--- STORED DATA ---

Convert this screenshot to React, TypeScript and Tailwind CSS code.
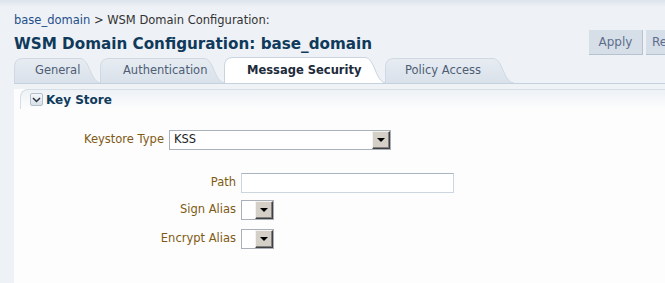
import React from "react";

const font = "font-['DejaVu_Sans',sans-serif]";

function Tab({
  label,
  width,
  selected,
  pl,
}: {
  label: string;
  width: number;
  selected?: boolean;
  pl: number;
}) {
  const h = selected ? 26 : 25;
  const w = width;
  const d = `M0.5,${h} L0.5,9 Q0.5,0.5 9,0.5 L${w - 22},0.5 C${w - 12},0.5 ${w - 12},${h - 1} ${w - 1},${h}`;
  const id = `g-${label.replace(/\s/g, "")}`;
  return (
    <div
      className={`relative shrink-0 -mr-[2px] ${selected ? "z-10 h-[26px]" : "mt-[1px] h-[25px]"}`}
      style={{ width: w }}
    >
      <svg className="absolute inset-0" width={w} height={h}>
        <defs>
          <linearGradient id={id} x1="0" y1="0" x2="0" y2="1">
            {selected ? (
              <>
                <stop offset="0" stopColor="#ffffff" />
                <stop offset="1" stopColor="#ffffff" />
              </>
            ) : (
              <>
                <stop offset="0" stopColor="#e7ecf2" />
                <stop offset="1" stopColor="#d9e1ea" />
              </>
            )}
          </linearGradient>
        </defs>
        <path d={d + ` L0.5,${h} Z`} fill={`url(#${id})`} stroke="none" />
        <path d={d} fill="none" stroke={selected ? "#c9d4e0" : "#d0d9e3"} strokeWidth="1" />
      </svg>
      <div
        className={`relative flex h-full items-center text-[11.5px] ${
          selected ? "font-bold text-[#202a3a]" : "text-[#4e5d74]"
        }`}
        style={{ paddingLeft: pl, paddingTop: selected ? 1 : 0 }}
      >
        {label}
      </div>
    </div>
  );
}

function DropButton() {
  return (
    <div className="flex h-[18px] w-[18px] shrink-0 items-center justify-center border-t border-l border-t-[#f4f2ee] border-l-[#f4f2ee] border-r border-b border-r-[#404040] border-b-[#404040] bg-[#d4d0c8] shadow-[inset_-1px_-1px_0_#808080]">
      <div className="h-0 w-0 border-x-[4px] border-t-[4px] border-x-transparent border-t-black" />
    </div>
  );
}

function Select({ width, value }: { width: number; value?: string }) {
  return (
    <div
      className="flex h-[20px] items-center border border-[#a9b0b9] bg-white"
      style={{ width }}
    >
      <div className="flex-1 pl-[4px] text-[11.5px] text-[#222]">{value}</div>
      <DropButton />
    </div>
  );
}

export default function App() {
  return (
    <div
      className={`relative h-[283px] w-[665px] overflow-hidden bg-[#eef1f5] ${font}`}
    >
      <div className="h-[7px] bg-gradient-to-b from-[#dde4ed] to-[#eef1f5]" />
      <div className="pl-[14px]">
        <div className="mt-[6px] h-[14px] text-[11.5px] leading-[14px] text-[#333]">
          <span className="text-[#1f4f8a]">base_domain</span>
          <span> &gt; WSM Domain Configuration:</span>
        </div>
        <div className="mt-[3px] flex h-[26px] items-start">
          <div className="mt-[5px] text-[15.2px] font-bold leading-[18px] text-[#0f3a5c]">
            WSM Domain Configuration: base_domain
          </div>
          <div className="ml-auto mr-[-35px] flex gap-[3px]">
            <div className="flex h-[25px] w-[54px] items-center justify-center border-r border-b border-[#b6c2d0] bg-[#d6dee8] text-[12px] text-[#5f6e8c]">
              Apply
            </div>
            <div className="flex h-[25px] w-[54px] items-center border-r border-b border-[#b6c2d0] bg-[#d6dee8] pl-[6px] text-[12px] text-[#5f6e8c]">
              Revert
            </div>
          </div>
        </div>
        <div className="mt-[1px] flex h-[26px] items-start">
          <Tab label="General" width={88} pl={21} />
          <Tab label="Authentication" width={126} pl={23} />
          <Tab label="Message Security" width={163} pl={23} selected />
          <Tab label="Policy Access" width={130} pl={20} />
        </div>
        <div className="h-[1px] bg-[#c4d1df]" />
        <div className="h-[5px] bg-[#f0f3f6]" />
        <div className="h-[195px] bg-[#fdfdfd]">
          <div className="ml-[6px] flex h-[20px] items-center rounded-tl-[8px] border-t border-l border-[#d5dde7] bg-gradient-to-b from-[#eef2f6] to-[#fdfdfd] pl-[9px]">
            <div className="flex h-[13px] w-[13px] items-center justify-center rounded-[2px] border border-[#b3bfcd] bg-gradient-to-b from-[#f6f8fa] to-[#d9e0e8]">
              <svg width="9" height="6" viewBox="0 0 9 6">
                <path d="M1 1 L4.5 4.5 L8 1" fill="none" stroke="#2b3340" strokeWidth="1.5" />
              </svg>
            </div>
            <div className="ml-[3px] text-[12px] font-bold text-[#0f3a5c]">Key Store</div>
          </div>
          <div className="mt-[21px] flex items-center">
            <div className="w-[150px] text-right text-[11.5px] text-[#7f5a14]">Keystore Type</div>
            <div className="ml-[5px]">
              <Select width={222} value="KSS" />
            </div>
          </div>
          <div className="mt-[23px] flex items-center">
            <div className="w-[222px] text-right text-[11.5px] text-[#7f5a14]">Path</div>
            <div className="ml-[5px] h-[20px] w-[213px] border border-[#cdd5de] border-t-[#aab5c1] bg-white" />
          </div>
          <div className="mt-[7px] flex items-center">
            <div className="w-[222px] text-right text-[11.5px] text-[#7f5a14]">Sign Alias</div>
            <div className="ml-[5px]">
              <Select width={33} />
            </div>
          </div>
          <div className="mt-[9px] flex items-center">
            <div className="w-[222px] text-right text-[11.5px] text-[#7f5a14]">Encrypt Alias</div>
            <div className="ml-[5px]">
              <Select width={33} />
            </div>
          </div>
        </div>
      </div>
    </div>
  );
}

---

Your copy of the data should match it exactly, except that pictures are left out.

Convert this screenshot to React, TypeScript and Tailwind CSS code.
import React from "react";

const font = "font-['DejaVu_Sans',sans-serif]";

function Tab({
  label,
  width,
  selected,
  pl,
}: {
  label: string;
  width: number;
  selected?: boolean;
  pl: number;
}) {
  const h = selected ? 26 : 25;
  const w = width;
  const d = `M0.5,${h} L0.5,9 Q0.5,0.5 9,0.5 L${w - 22},0.5 C${w - 12},0.5 ${w - 12},${h - 1} ${w - 1},${h}`;
  const id = `g-${label.replace(/\s/g, "")}`;
  return (
    <div
      className={`relative shrink-0 -mr-[2px] ${selected ? "z-10 h-[26px]" : "mt-[1px] h-[25px]"}`}
      style={{ width: w }}
    >
      <svg className="absolute inset-0" width={w} height={h}>
        <defs>
          <linearGradient id={id} x1="0" y1="0" x2="0" y2="1">
            {selected ? (
              <>
                <stop offset="0" stopColor="#ffffff" />
                <stop offset="1" stopColor="#ffffff" />
              </>
            ) : (
              <>
                <stop offset="0" stopColor="#e7ecf2" />
                <stop offset="1" stopColor="#d9e1ea" />
              </>
            )}
          </linearGradient>
        </defs>
        <path d={d + ` L0.5,${h} Z`} fill={`url(#${id})`} stroke="none" />
        <path d={d} fill="none" stroke={selected ? "#c9d4e0" : "#d0d9e3"} strokeWidth="1" />
      </svg>
      <div
        className={`relative flex h-full items-center text-[11.5px] ${
          selected ? "font-bold text-[#202a3a]" : "text-[#4e5d74]"
        }`}
        style={{ paddingLeft: pl, paddingTop: selected ? 1 : 0 }}
      >
        {label}
      </div>
    </div>
  );
}

function DropButton() {
  return (
    <div className="flex h-[18px] w-[18px] shrink-0 items-center justify-center border-t border-l border-t-[#f4f2ee] border-l-[#f4f2ee] border-r border-b border-r-[#404040] border-b-[#404040] bg-[#d4d0c8] shadow-[inset_-1px_-1px_0_#808080]">
      <div className="h-0 w-0 border-x-[4px] border-t-[4px] border-x-transparent border-t-black" />
    </div>
  );
}

function Select({ width, value }: { width: number; value?: string }) {
  return (
    <div
      className="flex h-[20px] items-center border border-[#a9b0b9] bg-white"
      style={{ width }}
    >
      <div className="flex-1 pl-[4px] text-[11.5px] text-[#222]">{value}</div>
      <DropButton />
    </div>
  );
}

export default function App() {
  return (
    <div
      className={`relative h-[283px] w-[665px] overflow-hidden bg-[#eef1f5] ${font}`}
    >
      <div className="h-[7px] bg-gradient-to-b from-[#dde4ed] to-[#eef1f5]" />
      <div className="pl-[14px]">
        <div className="mt-[6px] h-[14px] text-[11.5px] leading-[14px] text-[#333]">
          <span className="text-[#1f4f8a]">base_domain</span>
          <span> &gt; WSM Domain Configuration:</span>
        </div>
        <div className="mt-[3px] flex h-[26px] items-start">
          <div className="mt-[5px] text-[15.2px] font-bold leading-[18px] text-[#0f3a5c]">
            WSM Domain Configuration: base_domain
          </div>
          <div className="ml-auto mr-[-35px] flex gap-[3px]">
            <div className="flex h-[25px] w-[54px] items-center justify-center border-r border-b border-[#b6c2d0] bg-[#d6dee8] text-[12px] text-[#5f6e8c]">
              Apply
            </div>
            <div className="flex h-[25px] w-[54px] items-center border-r border-b border-[#b6c2d0] bg-[#d6dee8] pl-[6px] text-[12px] text-[#5f6e8c]">
              Revert
            </div>
          </div>
        </div>
        <div className="mt-[1px] flex h-[26px] items-start">
          <Tab label="General" width={88} pl={21} />
          <Tab label="Authentication" width={126} pl={23} />
          <Tab label="Message Security" width={163} pl={23} selected />
          <Tab label="Policy Access" width={130} pl={20} />
        </div>
        <div className="h-[1px] bg-[#c4d1df]" />
        <div className="h-[5px] bg-[#f0f3f6]" />
        <div className="h-[195px] bg-[#fdfdfd]">
          <div className="ml-[6px] flex h-[20px] items-center rounded-tl-[8px] border-t border-l border-[#d5dde7] bg-gradient-to-b from-[#eef2f6] to-[#fdfdfd] pl-[9px]">
            <div className="flex h-[13px] w-[13px] items-center justify-center rounded-[2px] border border-[#b3bfcd] bg-gradient-to-b from-[#f6f8fa] to-[#d9e0e8]">
              <svg width="9" height="6" viewBox="0 0 9 6">
                <path d="M1 1 L4.5 4.5 L8 1" fill="none" stroke="#2b3340" strokeWidth="1.5" />
              </svg>
            </div>
            <div className="ml-[3px] text-[12px] font-bold text-[#0f3a5c]">Key Store</div>
          </div>
          <div className="mt-[21px] flex items-center">
            <div className="w-[150px] text-right text-[11.5px] text-[#7f5a14]">Keystore Type</div>
            <div className="ml-[5px]">
              <Select width={222} value="KSS" />
            </div>
          </div>
          <div className="mt-[23px] flex items-center">
            <div className="w-[222px] text-right text-[11.5px] text-[#7f5a14]">Path</div>
            <div className="ml-[5px] h-[20px] w-[213px] border border-[#cdd5de] border-t-[#aab5c1] bg-white" />
          </div>
          <div className="mt-[7px] flex items-center">
            <div className="w-[222px] text-right text-[11.5px] text-[#7f5a14]">Sign Alias</div>
            <div className="ml-[5px]">
              <Select width={33} />
            </div>
          </div>
          <div className="mt-[9px] flex items-center">
            <div className="w-[222px] text-right text-[11.5px] text-[#7f5a14]">Encrypt Alias</div>
            <div className="ml-[5px]">
              <Select width={33} />
            </div>
          </div>
        </div>
      </div>
    </div>
  );
}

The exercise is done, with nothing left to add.